Most pharmacologic treatments, except Cafergot, are effective for pain relief in patients with acute migraine. Subcutaneous sumatriptan and newer oral triptans seem to be the most effective drugs for aborting migraine attacks, but drug-to-drug comparisons have not been done. Data on adverse effects are lacking.

Sources of funding: Pain Relief Funds and Pfizer UK, Ltd.

For correspondence: Dr. R.A. Moore, Oxford Radcliffe Hospital, Oxford, England, UK. E-mail andrew.moore@pru.ox.ac.uk.


Table.

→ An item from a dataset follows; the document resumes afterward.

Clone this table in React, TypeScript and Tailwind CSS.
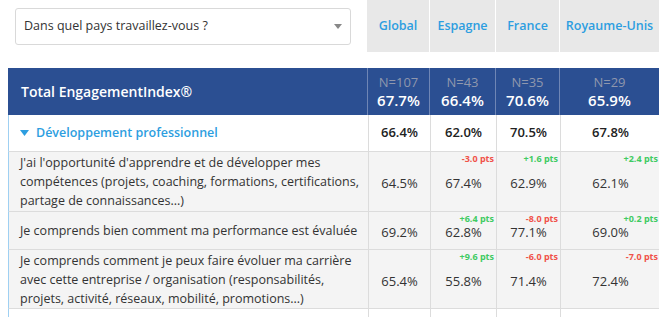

Pharmacologic treatment vs placebo for acute migraine (range)*

Outcomes Treatment Placebo RBI NNT
Headache relief at 2 h 34% to 79% 22% to 35% 150% to 280% 2 to 6
Headache relief at 1 h 14% to 70% 8.9% to 26% 110% to 320% 3 to 11
Pain free at 2 h 11% to 60% 4.7% to 12% 240% to 640% 3 to 9
Sustained relief at 24 h 35% to 53% 14% to 27% 150% to 300% 4 to 9

*Abbreviations defined in Glossary.


Commentary

Which of the many drugs available for treatment of acute migraine should a busy clinician use? In the absence of a large, government-funded, super trial comparing all currently available therapies, we must synthesize information from other sources to assess their relative merits. The conclusions of the systematic review by Oldman and colleagues are broadly consistent with head-to-head trial results, clinical experience, and the results of another systematic review (1): First, triptans as a class outperform such nonspecific medications as nonsteroidal anti-inflammatory drugs; second, subcutaneous sumatriptan is the most effective treatment for acute migraine; and third, with the important exception of naratriptan, which is less effective than the others, available oral triptans have similar efficacy. Rank orderings of these drugs based on the number needed to treat or other derived variables have limited clinical relevance because differences are small and confidence intervals overlap. Comparative inferences are also limited because the data do not represent head-to-head RCTs and placebo responses vary between trials, indicating differences in study populations.

Through no fault of its authors, this review provides no information about several important issues in abortive treatment of migraine. No trials of such treatments as narcotics met the quality standards for inclusion in this analysis, so information enabling us to put these drugs in context is lacking. This review also did not identify results for barbiturate-containing compounds (e.g., Fiorinal [butalbital, aspirin, and caffeine], Novartis) that are commonly prescribed in the United States or 2 other triptans (almotriptan and frovatriptan) that are available. Trial results suggest that frovatriptan (2), like naratriptan, is substantially less effective than other triptans at the 2-hour efficacy end points recommended by the International Headache Society (3). Finally, the poor quality of adverse event reporting in clinical trials, as commented upon by the authors, is disappointing. Patients and physicians commonly base treatment decisions on a combined assessment of efficacy and tolerability, and the information needed to put this element of decision-making in perspective is lacking.

Elizabeth Loder, MD
Harvard Medical School
Boston, Massachusetts, USA


References

1. Ferrari MD, Roon KI, Lipton RB, Goadsby PJ. Oral triptans (serotonin 5-HT [1B/1D] agonists) in acute migraine treatment: a meta-analysis of 53 trials. Lancet. 2001;358:1668-75. [PubMed ID: 11728541]

2. Ryan R, Geraud G, Goldstein J, Cady R, Keywood C. Clinical efficacy of frovatriptan: placebo-controlled studies. Headache. 2002;42 Suppl 2:84-92. [PubMed ID: 12028324]

3. Guidelines for controlled trials of drugs in migraine. IHS members’ handbook. International Headache Society Committee on Clinical Trials in Migraine. Oslo: Scandinavian University Press; 1997.